7. Virginia Commerce Bancorp
Virginia Commerce Bancorp
of Arlington closed at $5.79 Wednesday, down 11% from a week earlier -- for the best one-week performance among this group of 10 bank stocks -- and down 6% year-to-date.
The shares traded for 0.9 times tangible book value as of Wednesday's market close, according to SNL Financial.
The company owes $71 million in TARP money.
Virginia Commerce reported second-quarter net income to common stockholders of $7.5 million, or 24 cents a share, increasing from $3.7 million, or 12 cents a share, in the first quarter, and $4.3 million, or 15 cents a share, in the second quarter of 2010. The operating improvement reflected a decline in credit costs, with a second-quarter provision for loan losses of $1.4 million, declining from $5.8 million the previous quarter and $4.2 million a year earlier.

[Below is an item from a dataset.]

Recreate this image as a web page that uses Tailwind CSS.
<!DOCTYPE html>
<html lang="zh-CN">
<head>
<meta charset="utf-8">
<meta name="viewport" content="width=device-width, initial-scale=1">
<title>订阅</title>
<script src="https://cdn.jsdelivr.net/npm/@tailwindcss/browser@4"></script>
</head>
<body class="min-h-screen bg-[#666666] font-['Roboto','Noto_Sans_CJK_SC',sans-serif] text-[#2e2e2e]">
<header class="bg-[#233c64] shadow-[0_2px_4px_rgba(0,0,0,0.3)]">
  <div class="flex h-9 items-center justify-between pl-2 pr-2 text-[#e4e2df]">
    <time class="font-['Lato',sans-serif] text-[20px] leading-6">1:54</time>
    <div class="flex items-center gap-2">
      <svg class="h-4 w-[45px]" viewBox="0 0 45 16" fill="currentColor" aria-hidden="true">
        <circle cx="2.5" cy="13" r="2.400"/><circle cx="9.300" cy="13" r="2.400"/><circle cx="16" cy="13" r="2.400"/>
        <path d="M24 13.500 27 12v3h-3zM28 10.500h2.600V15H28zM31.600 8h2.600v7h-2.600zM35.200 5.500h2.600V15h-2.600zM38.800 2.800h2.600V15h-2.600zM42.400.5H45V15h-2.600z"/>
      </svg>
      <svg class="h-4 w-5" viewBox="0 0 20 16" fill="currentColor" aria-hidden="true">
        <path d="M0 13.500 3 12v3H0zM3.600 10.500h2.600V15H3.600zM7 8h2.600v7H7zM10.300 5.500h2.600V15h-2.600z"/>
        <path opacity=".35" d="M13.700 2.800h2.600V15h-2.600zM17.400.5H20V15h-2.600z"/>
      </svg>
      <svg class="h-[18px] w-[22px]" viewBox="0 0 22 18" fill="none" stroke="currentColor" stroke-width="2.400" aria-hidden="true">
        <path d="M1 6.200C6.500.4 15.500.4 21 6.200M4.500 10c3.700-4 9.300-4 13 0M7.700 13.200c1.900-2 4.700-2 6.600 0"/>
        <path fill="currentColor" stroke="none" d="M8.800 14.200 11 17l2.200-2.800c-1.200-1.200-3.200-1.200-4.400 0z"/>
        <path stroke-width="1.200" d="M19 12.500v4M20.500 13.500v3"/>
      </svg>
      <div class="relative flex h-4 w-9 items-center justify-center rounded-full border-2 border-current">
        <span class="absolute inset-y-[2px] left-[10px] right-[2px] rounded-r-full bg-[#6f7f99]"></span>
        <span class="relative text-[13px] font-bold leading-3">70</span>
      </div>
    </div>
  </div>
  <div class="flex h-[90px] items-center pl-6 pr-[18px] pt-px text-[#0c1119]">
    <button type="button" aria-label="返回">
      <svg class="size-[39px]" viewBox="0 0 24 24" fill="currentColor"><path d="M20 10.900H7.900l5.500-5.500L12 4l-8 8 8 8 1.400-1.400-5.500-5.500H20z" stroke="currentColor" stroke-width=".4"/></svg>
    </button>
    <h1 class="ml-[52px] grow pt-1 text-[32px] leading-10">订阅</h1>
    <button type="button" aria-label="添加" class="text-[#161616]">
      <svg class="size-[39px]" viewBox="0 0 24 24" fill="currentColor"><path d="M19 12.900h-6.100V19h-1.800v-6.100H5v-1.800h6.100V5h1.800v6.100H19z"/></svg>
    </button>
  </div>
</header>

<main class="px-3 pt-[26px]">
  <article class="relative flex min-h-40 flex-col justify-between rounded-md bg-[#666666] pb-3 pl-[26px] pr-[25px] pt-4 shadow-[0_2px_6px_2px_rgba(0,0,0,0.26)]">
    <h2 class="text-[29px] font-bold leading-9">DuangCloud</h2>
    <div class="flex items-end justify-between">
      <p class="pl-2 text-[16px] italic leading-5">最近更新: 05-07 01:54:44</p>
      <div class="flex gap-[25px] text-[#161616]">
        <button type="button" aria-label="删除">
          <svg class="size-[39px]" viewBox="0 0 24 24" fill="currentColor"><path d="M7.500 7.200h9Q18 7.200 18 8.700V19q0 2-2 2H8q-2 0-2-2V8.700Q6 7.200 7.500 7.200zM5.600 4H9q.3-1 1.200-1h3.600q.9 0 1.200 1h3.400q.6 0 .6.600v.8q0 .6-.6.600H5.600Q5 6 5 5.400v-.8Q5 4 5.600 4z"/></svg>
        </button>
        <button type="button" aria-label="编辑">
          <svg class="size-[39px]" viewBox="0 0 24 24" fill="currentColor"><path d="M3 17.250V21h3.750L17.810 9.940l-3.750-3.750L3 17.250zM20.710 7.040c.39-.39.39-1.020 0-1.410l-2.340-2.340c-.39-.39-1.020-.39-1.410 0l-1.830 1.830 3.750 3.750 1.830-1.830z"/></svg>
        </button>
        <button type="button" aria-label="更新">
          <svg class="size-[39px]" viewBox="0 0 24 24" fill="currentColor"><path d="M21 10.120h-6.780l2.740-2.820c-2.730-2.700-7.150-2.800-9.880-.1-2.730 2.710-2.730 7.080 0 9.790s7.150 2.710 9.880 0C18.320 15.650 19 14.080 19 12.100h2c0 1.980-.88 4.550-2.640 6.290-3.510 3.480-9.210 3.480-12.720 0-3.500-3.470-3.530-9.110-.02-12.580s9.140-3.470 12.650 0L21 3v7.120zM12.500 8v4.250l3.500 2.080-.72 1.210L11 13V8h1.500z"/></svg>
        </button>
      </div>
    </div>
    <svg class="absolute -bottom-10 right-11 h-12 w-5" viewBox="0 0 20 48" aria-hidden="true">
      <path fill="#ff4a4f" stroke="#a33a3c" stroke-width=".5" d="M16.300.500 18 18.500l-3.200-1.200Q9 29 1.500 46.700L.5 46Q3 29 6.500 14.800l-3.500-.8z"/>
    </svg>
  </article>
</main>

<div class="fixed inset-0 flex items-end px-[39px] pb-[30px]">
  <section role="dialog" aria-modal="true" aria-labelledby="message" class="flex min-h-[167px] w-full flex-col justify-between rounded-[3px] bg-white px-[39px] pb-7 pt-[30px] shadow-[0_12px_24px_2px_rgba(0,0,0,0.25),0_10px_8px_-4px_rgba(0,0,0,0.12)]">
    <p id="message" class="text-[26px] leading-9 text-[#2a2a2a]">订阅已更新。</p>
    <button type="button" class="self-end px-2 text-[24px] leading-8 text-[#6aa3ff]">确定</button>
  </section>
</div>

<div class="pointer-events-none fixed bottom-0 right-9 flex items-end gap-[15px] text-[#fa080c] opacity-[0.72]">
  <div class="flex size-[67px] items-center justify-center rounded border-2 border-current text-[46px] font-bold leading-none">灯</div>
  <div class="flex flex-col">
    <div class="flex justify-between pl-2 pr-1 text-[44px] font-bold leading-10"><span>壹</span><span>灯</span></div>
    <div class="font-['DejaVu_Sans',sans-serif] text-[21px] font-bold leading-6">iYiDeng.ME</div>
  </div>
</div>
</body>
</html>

A $3.2 million release of loan loss reserves provided a direct boost to the company's second-quarter results, however, the company's ratio of reserves to total loans was a strong 2.47% of total loans, when compared to an annualized second-quarter ratio of net charge-offs (loan losses less recoveries) to average loans of 0.75%.
CEO Peter Converse said on July 20 when the company announced its second-quarter results that provisions for loan losses would likely "range between the first and second quarter levels through the remainder of this year."
Virginia Commerce's second-quarter net interest margin was 3.99%, which was the same as the previous quarter but up from 3.89% a year earlier. Maintaining a margin of close to 4% in such a low-rate environment is an impressive achievement for the bank.
Total loans were $2.1 billion as of June 30, declining 4% from a year earlier. Converse said that the bank's loan "pipeline is building, our loan officers are heavily involved in prospecting, and our focus on [commercial and industrial] lending is yielding positive growth. As a result, we expect a reversal of negative loan growth to emerge in the second half."
While Virginia Commerce said its tangible common equity ratio was 7.18% as of June 30, and Converse didn't discuss the company's plans for repaying TARP.
The shares trade for 8.4 times the consensus 2012 earnings estimate of 74 cents a share, among analysts polled by FactSet.
Two of the six analysts covering Virginia Commerce Bancorp rate the shares a buy, while the remaining analysts all have neutral ratings.
While the TARP overhang is placing a drag on the shares, Virginia Commerce appears to be a relatively low-risk play at its reduced valuation.